Maybe you’ve invested in new equipment and need to ensure your team knows how to operate it correctly and safely. Work with your leadership team to agree on your top training priorities and then systematically address them. You won’t regret it.
Teach, don’t present.
Effective training is not summoning your team to a conference room, dimming the lights and treating them to a nap-inducing PowerPoint. It’s not standing in a truck bed, hovering above your team while you proclaim what everyone else should be doing. The only thing you’ll accomplish is a company culture that dreads training as much as root canals and the DMV.

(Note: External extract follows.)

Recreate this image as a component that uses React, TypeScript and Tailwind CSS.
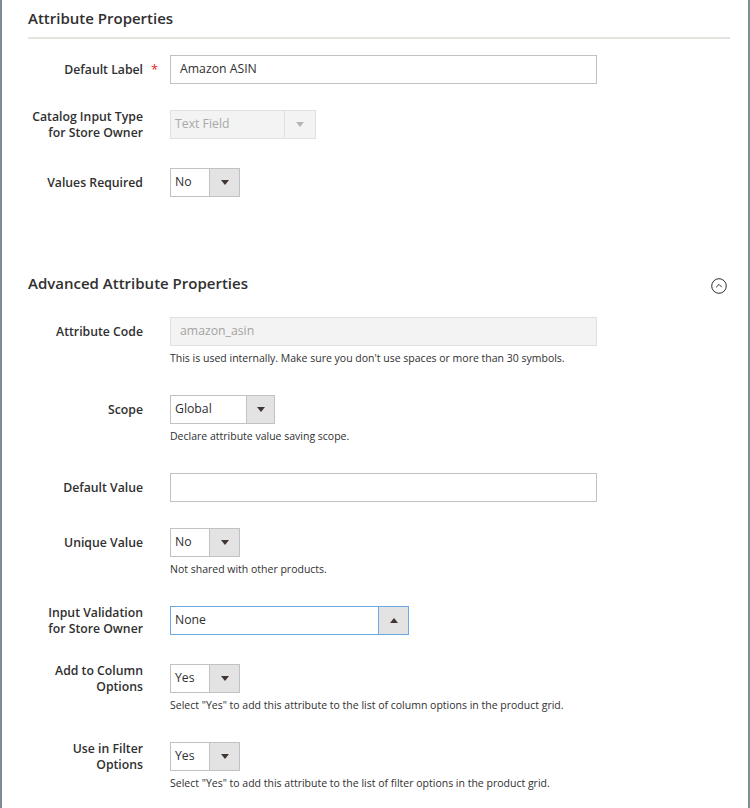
import React from 'react';

const font = { fontFamily: '"Open Sans", "Noto Sans", Arial, sans-serif' };

function Arrow({ up, disabled }: { up?: boolean; disabled?: boolean }) {
  return (
    <svg width="8" height="5" viewBox="0 0 8 5" className={up ? 'rotate-180' : ''}>
      <path d="M0 0 L8 0 L4 5 Z" fill={disabled ? '#b5b5b5' : '#41362f'} />
    </svg>
  );
}

interface SelectProps {
  value: string;
  width: string;
  arrow: string;
  disabled?: boolean;
  focused?: boolean;
}

function Select({ value, width, arrow, disabled, focused }: SelectProps) {
  const border = focused
    ? 'border-[#6ea8e3]'
    : disabled
      ? 'border-[#e0e0e0]'
      : 'border-[#c2c2c2]';
  return (
    <div
      className={`${width} h-[29px] flex border ${border} ${disabled ? 'bg-[#f3f3f3]' : 'bg-white'}`}
    >
      <div
        className={`flex-1 flex items-center pl-[4px] text-[12.25px] ${disabled ? 'text-[#a8a8a8]' : 'text-[#303030]'}`}
      >
        {value}
      </div>
      <div
        className={`${arrow} flex items-center justify-center border-l ${border} ${disabled ? 'bg-[#f3f3f3]' : 'bg-[#e3e3e3]'}`}
      >
        <Arrow up={focused} disabled={disabled} />
      </div>
    </div>
  );
}

function TextInput({ value, disabled }: { value?: string; disabled?: boolean }) {
  return (
    <div
      className={`w-[427px] h-[29px] flex items-center pl-[9px] border text-[12.25px] ${
        disabled
          ? 'bg-[#f3f3f3] border-[#e0e0e0] text-[#a3a3a3]'
          : 'bg-white border-[#c2c2c2] text-[#303030]'
      }`}
    >
      {value}
    </div>
  );
}

interface RowProps {
  label: React.ReactNode;
  required?: boolean;
  note?: string;
  mt: string;
  children: React.ReactNode;
}

function Row({ label, required, note, mt, children }: RowProps) {
  return (
    <div className={`flex ${mt}`}>
      <div className="w-[115px] h-[29px] relative flex items-center justify-end">
        <span className="text-right text-[12.25px] leading-[16px] font-semibold text-[#303030]">
          {label}
        </span>
        {required && (
          <span className="absolute left-full ml-[8px] top-[5px] text-[13px] text-[#e22626]">*</span>
        )}
      </div>
      <div className="ml-[27px] flex flex-col">
        {children}
        {note && (
          <div className="mt-[5px] text-[10.5px] leading-[14px] text-[#303030]">{note}</div>
        )}
      </div>
    </div>
  );
}

export default function App() {
  return (
    <div
      className="w-[750px] h-[808px] overflow-hidden bg-white border-x-2 border-[#7e8b93] pl-[26px] pr-[18px] pt-[7px]"
      style={font}
    >
      <div className="pb-[8px] border-b-2 border-[#e6e2dd]">
        <h2 className="text-[15px] leading-[22px] font-semibold text-[#303030]">
          Attribute Properties
        </h2>
      </div>

      <Row label="Default Label" required mt="mt-[16px]">
        <TextInput value="Amazon ASIN" />
      </Row>
      <Row
        label={
          <>
            Catalog Input Type
            <br />
            for Store Owner
          </>
        }
        mt="mt-[26px]"
      >
        <Select value="Text Field" width="w-[146px]" arrow="w-[31px]" disabled />
      </Row>
      <Row label="Values Required" mt="mt-[29px]">
        <Select value="No" width="w-[70px]" arrow="w-[30px]" />
      </Row>

      <div className="mt-[75px] flex items-center justify-between">
        <h2 className="text-[15px] leading-[22px] font-semibold text-[#303030]">
          Advanced Attribute Properties
        </h2>
        <svg width="16" height="16" viewBox="0 0 16 16" className="mr-[3px] mt-[5px]">
          <circle cx="8" cy="8" r="7.3" fill="none" stroke="#303030" strokeWidth="1" />
          <path d="M5.2 9.2 L8 6.4 L10.8 9.2" fill="none" stroke="#303030" strokeWidth="1" />
        </svg>
      </div>

      <Row
        label="Attribute Code"
        note="This is used internally. Make sure you don't use spaces or more than 30 symbols."
        mt="mt-[23px]"
      >
        <TextInput value="amazon_asin" disabled />
      </Row>
      <Row label="Scope" note="Declare attribute value saving scope." mt="mt-[30px]">
        <Select value="Global" width="w-[105px]" arrow="w-[28px]" />
      </Row>
      <Row label="Default Value" mt="mt-[30px]">
        <TextInput />
      </Row>
      <Row label="Unique Value" note="Not shared with other products." mt="mt-[26px]">
        <Select value="No" width="w-[70px]" arrow="w-[30px]" />
      </Row>
      <Row
        label={
          <>
            Input Validation
            <br />
            for Store Owner
          </>
        }
        mt="mt-[30px]"
      >
        <Select value="None" width="w-[239px]" arrow="w-[30px]" focused />
      </Row>
      <Row
        label={
          <>
            Add to Column
            <br />
            Options
          </>
        }
        note={'Select "Yes" to add this attribute to the list of column options in the product grid.'}
        mt="mt-[29px]"
      >
        <Select value="Yes" width="w-[70px]" arrow="w-[30px]" />
      </Row>
      <Row
        label={
          <>
            Use in Filter
            <br />
            Options
          </>
        }
        note={'Select "Yes" to add this attribute to the list of filter options in the product grid.'}
        mt="mt-[30px]"
      >
        <Select value="Yes" width="w-[70px]" arrow="w-[30px]" />
      </Row>
    </div>
  );
}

Effective training, in contrast, is highly interactive, creative and passionate. A good trainer asks questions, fosters discussion and gets students engaged. A good trainer is energetic and enthusiastic, no matter the topic. A good trainer assesses where his or her students are, where they need to be and how best to get them there.
Reinforce your training.
Follow up with your team in the days after a training session to see if they have any new questions. Start this week’s training session with a review of last week’s topic. From time to time, give your team tests on topics you’ve recently covered. If they don’t do well on a test, consider if the problem is them or you.
You might need to revisit a topic with a different approach to ensure your team is learning and retaining what you need them to know. Make certain your team leaders are working to reinforce training topics in the field. Most of us learn best by doing, over and over again.
Train yourself.
To be an effective trainer and teacher, you have to be constantly learning yourself.
Read far and wide, attend industry seminars, visit other successful landscaping companies or businesses in other fields.
And if you think you’ve got nothing new to learn, it might be time to hang it up and retire, folks. Or, as Albert Einstein put it “Once you stop learning, you start dying.”